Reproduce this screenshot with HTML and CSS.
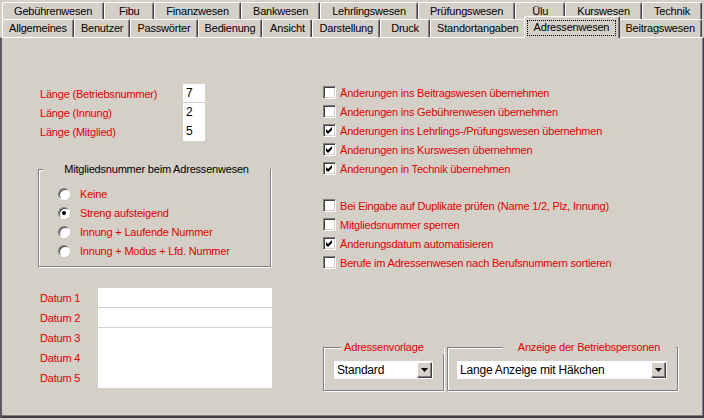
FILE: index.html
```html
<!DOCTYPE html>
<html lang="de">
<head>
  <meta charset="UTF-8" />
  <title>Einstellungen</title>
  <link rel="stylesheet" href="styles.css">
</head>
<body>
  <div class="tabs">
    <div class="tab-row">
      <div class="tab">Gebührenwesen</div>
      <div class="tab">Fibu</div>
      <div class="tab">Finanzwesen</div>
      <div class="tab">Bankwesen</div>
      <div class="tab">Lehrlingswesen</div>
      <div class="tab">Prüfungswesen</div>
      <div class="tab">Ülu</div>
      <div class="tab">Kurswesen</div>
      <div class="tab">Technik</div>
    </div>
    <div class="tab-row front">
      <div class="tab">Allgemeines</div>
      <div class="tab">Benutzer</div>
      <div class="tab">Passwörter</div>
      <div class="tab">Bedienung</div>
      <div class="tab">Ansicht</div>
      <div class="tab">Darstellung</div>
      <div class="tab">Druck</div>
      <div class="tab">Standortangaben</div>
      <div class="tab ativo"><span class="focus">Adressenwesen</span></div>
      <div class="tab">Beitragswesen</div>
    </div>
  </div>

  <div class="panel">
    <div class="col-left">
      <div class="laengen">
        <span class="lbl">Länge (Betriebsnummer)</span><div class="feld sep">7</div>
        <span class="lbl">Länge (Innung)</span><div class="feld">2</div>
        <span class="lbl">Länge (Mitglied)</span><div class="feld">5</div>
      </div>

      <fieldset class="gruppe mitglied">
        <legend>Mitgliedsnummer beim Adressenwesen</legend>
        <div class="radios">
          <div class="opt"><span class="radio"></span>Keine</div>
          <div class="opt"><span class="radio an"></span>Streng aufsteigend</div>
          <div class="opt"><span class="radio"></span>Innung + Laufende Nummer</div>
          <div class="opt"><span class="radio"></span>Innung + Modus + Lfd. Nummer</div>
        </div>
      </fieldset>

      <div class="datum">
        <span class="lbl">Datum 1</span>
        <span class="lbl">Datum 2</span>
        <span class="lbl">Datum 3</span>
        <span class="lbl">Datum 4</span>
        <span class="lbl">Datum 5</span>
        <div class="eingabe d1"></div>
        <div class="eingabe d2"></div>
        <div class="eingabe memo"></div>
      </div>
    </div>

    <div class="col-right">
      <div class="checks">
        <div class="opt"><span class="check"></span>Änderungen ins Beitragswesen übernehmen</div>
        <div class="opt"><span class="check"></span>Änderungen ins Gebührenwesen übernehmen</div>
        <div class="opt"><span class="check an"><svg width="7" height="7" viewBox="0 0 7 7"><polygon points="0,2 2,4 6,0 6,3 2,7 0,5" /></svg></span>Änderungen ins Lehrlings-/Prüfungswesen übernehmen</div>
        <div class="opt"><span class="check an"><svg width="7" height="7" viewBox="0 0 7 7"><polygon points="0,2 2,4 6,0 6,3 2,7 0,5" /></svg></span>Änderungen ins Kurswesen übernehmen</div>
        <div class="opt"><span class="check an"><svg width="7" height="7" viewBox="0 0 7 7"><polygon points="0,2 2,4 6,0 6,3 2,7 0,5" /></svg></span>Änderungen in Technik übernehmen</div>
      </div>

      <div class="checks zweite">
        <div class="opt"><span class="check"></span>Bei Eingabe auf Duplikate prüfen (Name 1/2, Plz, Innung)</div>
        <div class="opt"><span class="check"></span>Mitgliedsnummer sperren</div>
        <div class="opt"><span class="check an"><svg width="7" height="7" viewBox="0 0 7 7"><polygon points="0,2 2,4 6,0 6,3 2,7 0,5" /></svg></span>Änderungsdatum automatisieren</div>
        <div class="opt"><span class="check"></span>Berufe im Adressenwesen nach Berufsnummern sortieren</div>
      </div>

      <div class="combos">
        <fieldset class="gruppe vorlage">
          <legend>Adressenvorlage</legend>
          <div class="combo">
            <span>Standard</span>
            <span class="drop"><svg width="7" height="4" viewBox="0 0 7 4"><polygon points="0,0 7,0 3.5,4" /></svg></span>
          </div>
        </fieldset>
        <fieldset class="gruppe personen">
          <legend>Anzeige der Betriebspersonen</legend>
          <div class="combo">
            <span>Lange Anzeige mit Häkchen</span>
            <span class="drop"><svg width="7" height="4" viewBox="0 0 7 4"><polygon points="0,0 7,0 3.5,4" /></svg></span>
          </div>
        </fieldset>
      </div>
    </div>
  </div>
</body>
</html>
```

FILE: styles.css
```css
* {
  margin: 0;
  padding: 0;
  box-sizing: border-box;
}

body {
  background-color: #d4d0c8;
  color: #000000;
  font-family: 'Liberation Sans', Arial, sans-serif;
  font-size: 11px;
  letter-spacing: -0.2px;
  width: 704px;
  height: 420px;
  overflow: hidden;
}

/* Reiter */

.tabs {
  padding: 2px 2px 0 2px;
  width: 704px;
}

.tab-row {
  display: flex;
  height: 17px;
}

.tab-row.front {
  height: 18px;
  align-items: flex-end;
}

.tab {
  flex: 1 1 auto;
  min-width: 50px;
  height: 100%;
  padding: 0 6px;
  text-align: center;
  white-space: nowrap;
  line-height: 16px;
  border-top: 1px solid #ffffff;
  border-left: 1px solid #ffffff;
  border-right: 1px solid #404040;
  border-radius: 2px 2px 0 0;
  box-shadow: inset -1px 0 #808080;
  background-color: #d4d0c8;
}

.tab-row.front .tab {
  line-height: 17px;
}

.tab-row.front .tab.ativo {
  position: relative;
  z-index: 2;
  flex-shrink: 0;
  height: 22px;
  margin: 0 -2px -1px -2px;
  padding: 3px 3px 2px 2px;
  display: flex;
}

.tab.ativo .focus {
  flex: 1;
  border: 1px dotted #000000;
  padding: 0 6px;
  line-height: 13px;
}

/* Seite */

.panel {
  height: 381px;
  border-top: 1px solid #ffffff;
  border-left: 2px solid #5c5c5c;
  border-right: 1px solid #404040;
  border-bottom: 2px solid #404040;
  box-shadow: inset -1px -1px #808080;
  display: flex;
  padding: 45px 0 0 36px;
  color: #e00000;
}

.col-left {
  width: 234px;
  margin-top: 1px;
}

.col-right {
  width: 356px;
  margin-left: 51px;
}

.lbl {
  display: flex;
  align-items: center;
}

.laengen {
  display: grid;
  grid-template-columns: 143px 22px;
  grid-auto-rows: 19px;
  padding-left: 2px;
}

.feld {
  background-color: #ffffff;
  color: #000000;
  padding-left: 3px;
  font-size: 12px;
  line-height: 18px;
}

.feld.sep {
  border-bottom: 1px solid #d4d0c8;
}

/* Gruppenrahmen */

.gruppe {
  border: 1px solid #808080;
  box-shadow: 1px 1px 0 #ffffff, inset 1px 1px 0 #ffffff;
  padding: 0;
  min-width: 0;
}

.gruppe legend {
  line-height: 13px;
  height: 13px;
  background-color: #d4d0c8;
  white-space: nowrap;
}

.mitglied {
  width: 233px;
  margin-top: 22px;
}

.mitglied legend {
  width: 227px;
  margin-left: 2px;
  text-align: center;
  color: #000000;
}

.radios {
  padding: 8px 0 6px 19px;
}

.opt {
  display: flex;
  align-items: center;
  height: 19px;
  white-space: nowrap;
}

.radio {
  position: relative;
  width: 12px;
  height: 12px;
  border-radius: 50%;
  background-color: #ffffff;
  border: 1px solid;
  border-color: #808080 #ffffff #ffffff #808080;
  box-shadow: inset 1px 1px 0 #404040;
  margin-right: 10px;
  flex-shrink: 0;
}

.radio.an::after {
  content: '';
  position: absolute;
  left: 3px;
  top: 3px;
  width: 4px;
  height: 4px;
  border-radius: 50%;
  background-color: #000000;
}

/* Datum */

.datum {
  display: grid;
  grid-template-columns: 58px 174px;
  grid-template-rows: repeat(5, 20px);
  grid-auto-flow: column;
  margin-top: 21px;
  padding-left: 2px;
}

.eingabe {
  background-color: #ffffff;
  grid-column: 2;
}

.eingabe.d1 {
  grid-row: 1;
  border-bottom: 1px solid #d4d0c8;
}

.eingabe.d2 {
  grid-row: 2;
  border-bottom: 1px solid #d4d0c8;
}

.eingabe.memo {
  grid-row: 3 / 6;
}

/* Checkboxen */

.check {
  width: 13px;
  height: 13px;
  background-color: #ffffff;
  border: 1px solid;
  border-color: #808080 #ffffff #ffffff #808080;
  box-shadow: inset 1px 1px 0 #404040, inset -1px -1px 0 #d4d0c8;
  margin-right: 4px;
  flex-shrink: 0;
  display: flex;
  align-items: center;
  justify-content: center;
}

.check svg {
  fill: #000000;
}

.checks.zweite {
  margin-top: 18px;
}

/* Auswahlfelder */

.combos {
  display: flex;
  gap: 3px;
  margin-top: 69px;
}

.vorlage {
  width: 121px;
  padding: 7px 10px 11px 10px;
}

.vorlage legend {
  width: 103px;
  margin-left: 7px;
  padding-left: 3px;
}

.personen {
  width: 231px;
  padding: 7px 10px 11px 9px;
}

.personen legend {
  width: 173px;
  margin-left: 27px;
  text-align: center;
}

.combo {
  display: flex;
  align-items: center;
  justify-content: space-between;
  height: 18px;
  background-color: #ffffff;
  color: #000000;
  padding: 0 1px 0 3px;
  font-size: 12px;
}

.drop {
  width: 15px;
  height: 16px;
  background-color: #d4d0c8;
  border: 1px solid;
  border-color: #ffffff #404040 #404040 #ffffff;
  box-shadow: inset -1px -1px 0 #808080;
  display: flex;
  align-items: center;
  justify-content: center;
}

.drop svg {
  fill: #000000;
}
```
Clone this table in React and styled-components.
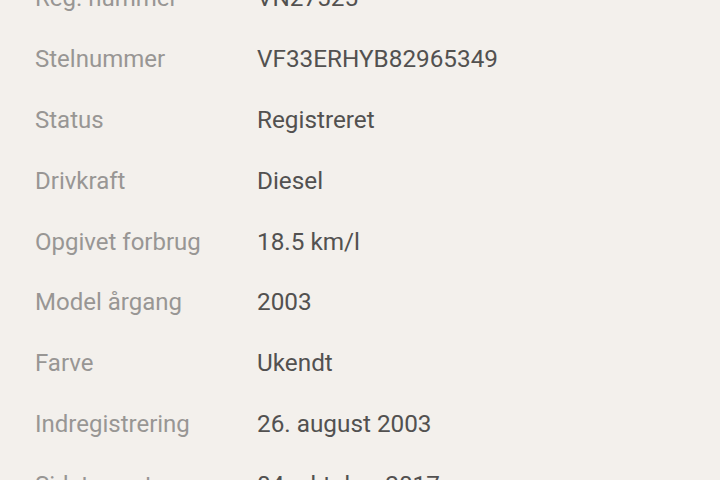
import React from "react";
import styled, { createGlobalStyle } from "styled-components";

const GlobalStyle = createGlobalStyle`
  html, body {
    margin: 0;
    padding: 0;
    background: #f3f0ec;
    overflow: hidden;
  }
  body {
    font-family: Roboto, "Liberation Sans", sans-serif;
  }
`;

const rows = [
  ["Reg. nummer", "VN27525"],
  ["Stelnummer", "VF33ERHYB82965349"],
  ["Status", "Registreret"],
  ["Drivkraft", "Diesel"],
  ["Opgivet forbrug", "18.5 km/l"],
  ["Model årgang", "2003"],
  ["Farve", "Ukendt"],
  ["Indregistrering", "26. august 2003"],
  ["Sidst synet", "04. oktober 2017"],
];

export default function App() {
  return (
    <>
      <GlobalStyle />
      <Page>
        <List>
          {rows.map(([label, value]) => (
            <Row key={label}>
              <Label>{label}</Label>
              <Value>{value}</Value>
            </Row>
          ))}
        </List>
      </Page>
    </>
  );
}

const Page = styled.div`
  width: 720px;
  height: 480px;
  overflow: hidden;
  background: #f3f0ec;
`;

const List = styled.div`
  display: flex;
  flex-direction: column;
  margin-top: -32px;
  padding-left: 35px;
`;

const Row = styled.div`
  display: grid;
  grid-template-columns: 222px 1fr;
  align-items: center;
  height: 60.8px;
  line-height: 28px;
`;

const Label = styled.span`
  font-size: 24px;
  color: #989694;
`;

const Value = styled.span`
  font-size: 24.3px;
  color: #525150;
`;
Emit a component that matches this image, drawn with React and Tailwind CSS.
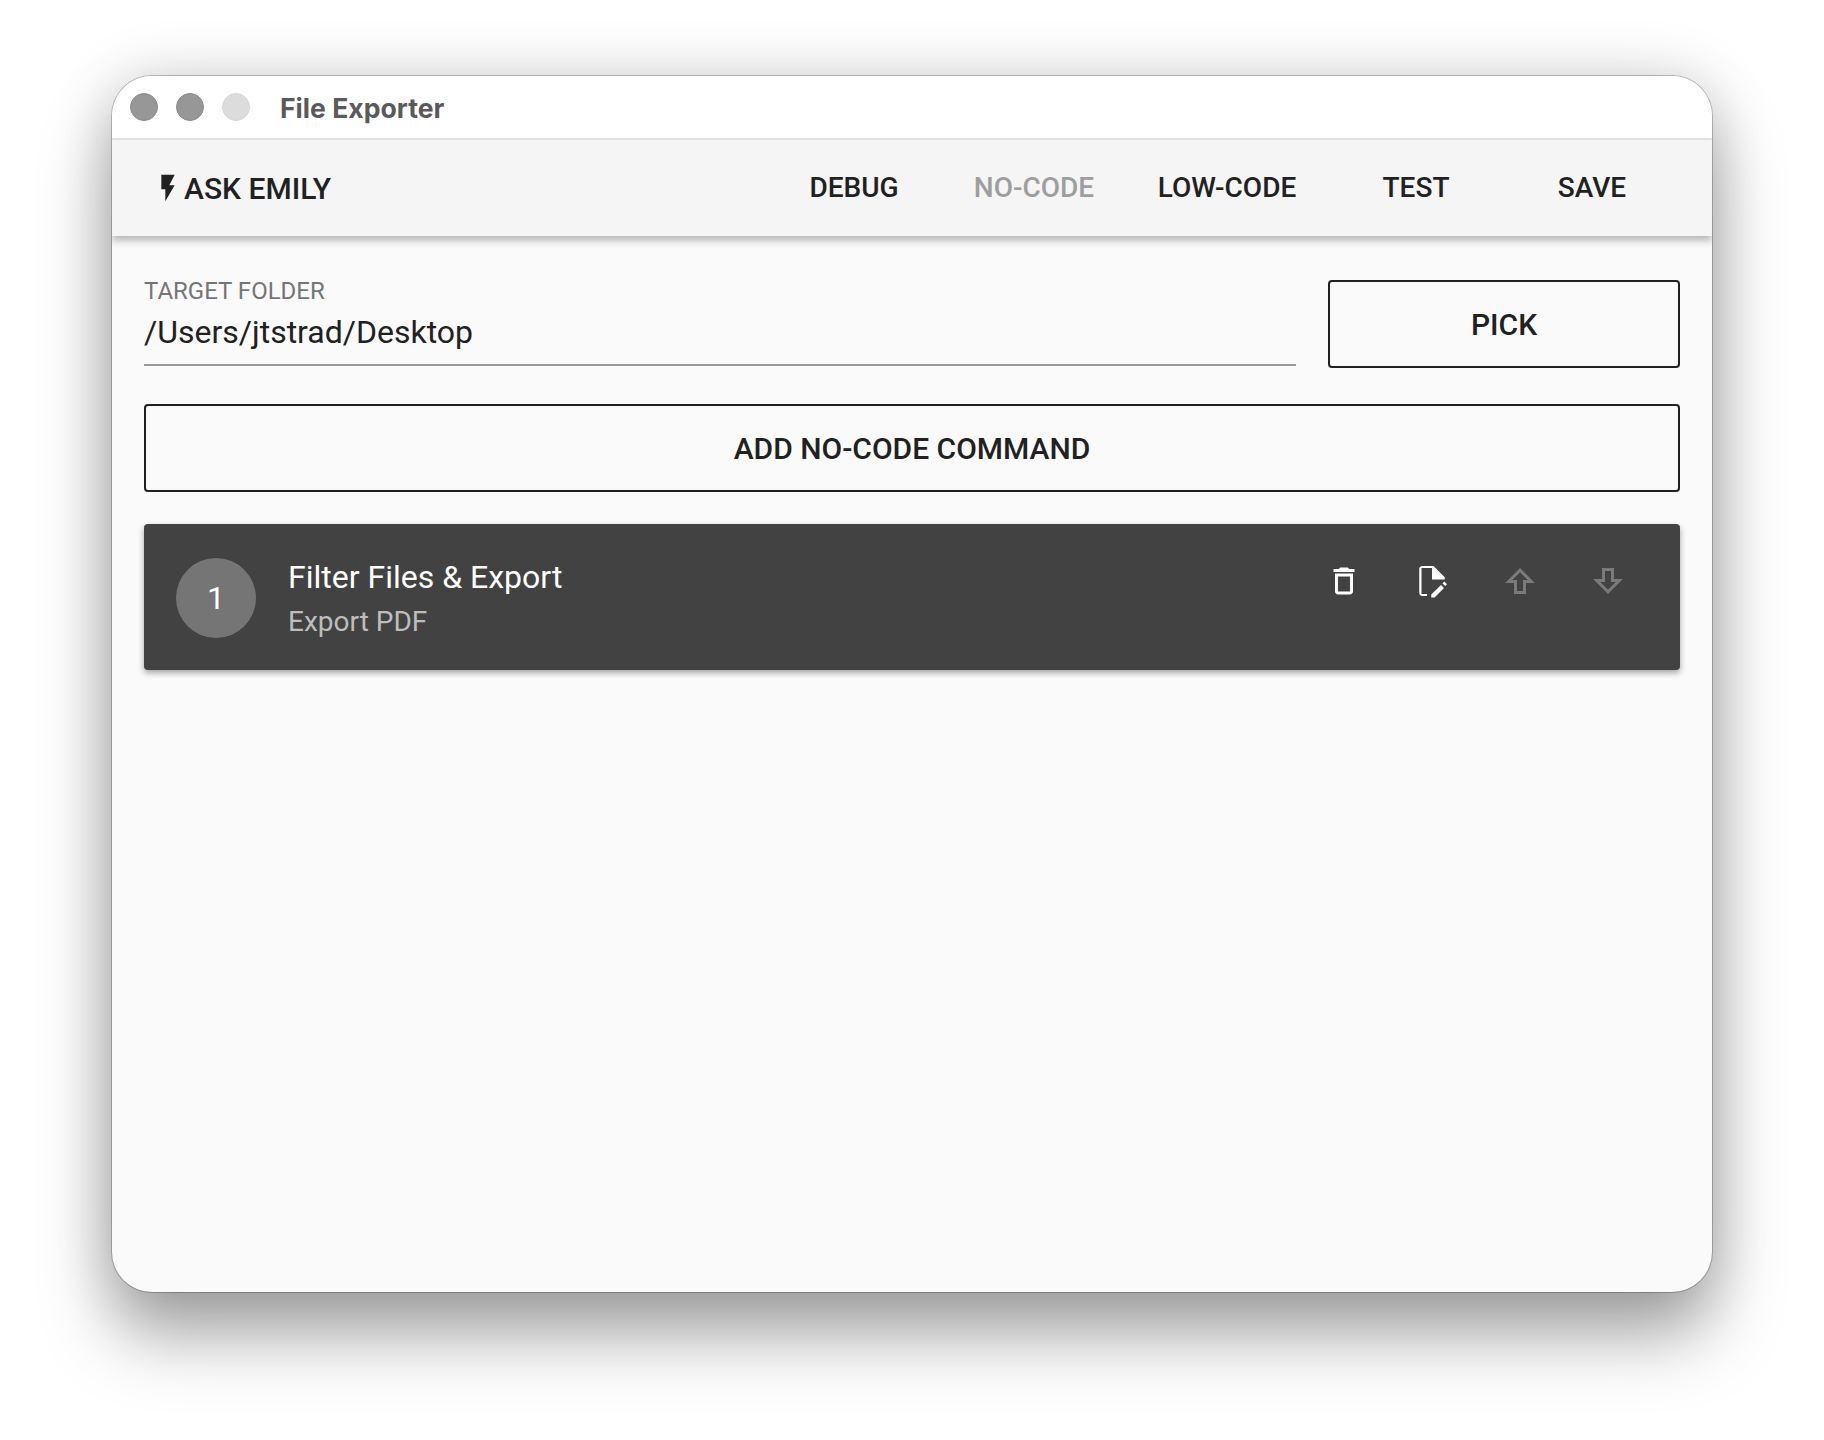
import React from 'react';

const NAV = [
  { label: 'DEBUG', width: 'w-[176px]', color: 'text-[#212121]' },
  { label: 'NO-CODE', width: 'w-[184px]', color: 'text-[#9e9e9e]' },
  { label: 'LOW-CODE', width: 'w-[202px]', color: 'text-[#212121]' },
  { label: 'TEST', width: 'w-[176px]', color: 'text-[#212121]' },
  { label: 'SAVE', width: 'w-[176px]', color: 'text-[#212121]' },
];

function Bolt() {
  return (
    <svg viewBox="0 0 24 24" className="w-8 h-8 fill-[#212121] -mx-[9px]">
      <path d="M7 2v11h3v9l7-12h-4l4-8z" />
    </svg>
  );
}

function TrashIcon() {
  return (
    <svg viewBox="0 0 24 24" className="w-9 h-9 fill-white">
      <path d="M6 19c0 1.1.9 2 2 2h8c1.1 0 2-.9 2-2V7H6v12zM8 9h8v10H8V9zm7.5-5l-1-1h-5l-1 1H5v2h14V4h-3.5z" />
    </svg>
  );
}

function FileEditIcon() {
  return (
    <svg viewBox="0 0 24 24" className="w-9 h-9 fill-white">
      <path d="M5.500 2H13l7.500 7.500V11H12V3.300H5V20.700h3.700V22H5.500c-1.100 0-2-.9-2-2V4c0-1.100.9-2 2-2z" />
      <path d="M11.500 23v-2l6.500-6.300 2 2L13.700 23zM19 13.600l1.200-1.200 1.800 1.800-1.200 1.200z" />
    </svg>
  );
}

function ArrowIcon({ down }) {
  return (
    <svg viewBox="0 0 24 24" className="w-9 h-9 fill-none stroke-[#7a7a7a] stroke-2">
      <path d={down ? 'M9 4.300h6v7.400h4.500L12 19.200 4.500 11.700H9z' : 'M9 19.700h6v-7.400h4.500L12 4.800 4.500 12.300H9z'} />
    </svg>
  );
}

function IconButton({ children }) {
  return <div className="w-[88px] flex justify-center">{children}</div>;
}

export default function App() {
  return (
    <div className="w-[1824px] h-[1440px] bg-white pt-[76px] pl-[112px] font-['Roboto',sans-serif]">
      <div className="w-[1600px] h-[1216px] rounded-[40px] overflow-hidden bg-[#fafafa] flex flex-col shadow-[0_0_0_1px_rgba(0,0,0,0.22),0_44px_70px_rgba(0,0,0,0.34),0_0_60px_rgba(0,0,0,0.16)]">
        {/* Title bar */}
        <div className="h-[64px] shrink-0 bg-white border-b-2 border-[#e8e8e8] flex items-center pl-[18px]">
          <div className="flex gap-[18px]">
            <div className="w-7 h-7 rounded-full bg-[#979797] border border-[#8a8a8a]" />
            <div className="w-7 h-7 rounded-full bg-[#979797] border border-[#8a8a8a]" />
            <div className="w-7 h-7 rounded-full bg-[#dcdcdc] border border-[#d4d4d4]" />
          </div>
          <span className="ml-[30px] mt-[4px] text-[26.6px] font-bold text-[#5a5a5a] font-['Inter',sans-serif]">File Exporter</span>
        </div>

        {/* Toolbar */}
        <div className="h-[96px] shrink-0 bg-[#f5f5f5] flex items-center justify-between pr-8 relative z-10 shadow-[0_4px_8px_rgba(0,0,0,0.3)]">
          <div className="flex items-center pl-[49px] text-[#212121] text-[30px] font-medium">
            <Bolt />
            <span className="ml-[9px]">ASK EMILY</span>
          </div>
          <div className="flex items-center text-[28px] font-medium">
            {NAV.map((item) => (
              <div key={item.label} className={`${item.width} text-center ${item.color}`}>{item.label}</div>
            ))}
          </div>
        </div>

        {/* Content */}
        <div className="flex-1 px-8 pt-[44px]">
          <div className="flex gap-8">
            <div className="flex-1 h-[86px] border-b-2 border-[#9a9a9a]">
              <div className="-mt-[3px] text-[24px] leading-[28px] text-[#757575]">TARGET FOLDER</div>
              <div className="text-[32px] leading-[44px] mt-[5px] text-[#212121]">/Users/jtstrad/Desktop</div>
            </div>
            <div className="w-[352px] h-[88px] border-2 border-[#212121] rounded-[4px] flex items-center justify-center text-[30px] font-medium text-[#212121]">
              PICK
            </div>
          </div>

          <div className="mt-[36px] h-[88px] border-2 border-[#212121] rounded-[4px] flex items-center justify-center text-[30px] font-medium text-[#212121]">
            ADD NO-CODE COMMAND
          </div>

          <div className="mt-8 h-[146px] bg-[#424242] rounded-[4px] flex items-center pl-8 pr-[28px] shadow-[0_3px_6px_rgba(0,0,0,0.35)]">
            <div className="mt-[2px] w-20 h-20 rounded-full bg-[#757575] flex items-center justify-center text-[32px] text-white">1</div>
            <div className="ml-8 flex-1 pt-[3px]">
              <div className="text-[32px] leading-[44px] text-white">Filter Files &amp; Export</div>
              <div className="mt-[3px] text-[28px] leading-[40px] text-[#bdbdbd]">Export PDF</div>
            </div>
            <div className="flex items-center mb-8">
              <IconButton><TrashIcon /></IconButton>
              <IconButton><FileEditIcon /></IconButton>
              <IconButton><ArrowIcon /></IconButton>
              <IconButton><ArrowIcon down /></IconButton>
            </div>
          </div>
        </div>
      </div>
    </div>
  );
}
-------
Exercise requirements.
Your first line is the one with "Clone this table", and your last is the one with "import React from 'react';". Copy those and every line between them exactly, without any pictures.

Right answer.
Clone this table in React and styled-components.
import React from "react";
import styled, { createGlobalStyle } from "styled-components";

const GlobalStyle = createGlobalStyle`
  html, body {
    margin: 0;
    padding: 0;
    background: #f3f0ec;
    overflow: hidden;
  }
  body {
    font-family: Roboto, "Liberation Sans", sans-serif;
  }
`;

const rows = [
  ["Reg. nummer", "VN27525"],
  ["Stelnummer", "VF33ERHYB82965349"],
  ["Status", "Registreret"],
  ["Drivkraft", "Diesel"],
  ["Opgivet forbrug", "18.5 km/l"],
  ["Model årgang", "2003"],
  ["Farve", "Ukendt"],
  ["Indregistrering", "26. august 2003"],
  ["Sidst synet", "04. oktober 2017"],
];

export default function App() {
  return (
    <>
      <GlobalStyle />
      <Page>
        <List>
          {rows.map(([label, value]) => (
            <Row key={label}>
              <Label>{label}</Label>
              <Value>{value}</Value>
            </Row>
          ))}
        </List>
      </Page>
    </>
  );
}

const Page = styled.div`
  width: 720px;
  height: 480px;
  overflow: hidden;
  background: #f3f0ec;
`;

const List = styled.div`
  display: flex;
  flex-direction: column;
  margin-top: -32px;
  padding-left: 35px;
`;

const Row = styled.div`
  display: grid;
  grid-template-columns: 222px 1fr;
  align-items: center;
  height: 60.8px;
  line-height: 28px;
`;

const Label = styled.span`
  font-size: 24px;
  color: #989694;
`;

const Value = styled.span`
  font-size: 24.3px;
  color: #525150;
`;
Emit a component that matches this image, drawn with React and Tailwind CSS.
import React from 'react';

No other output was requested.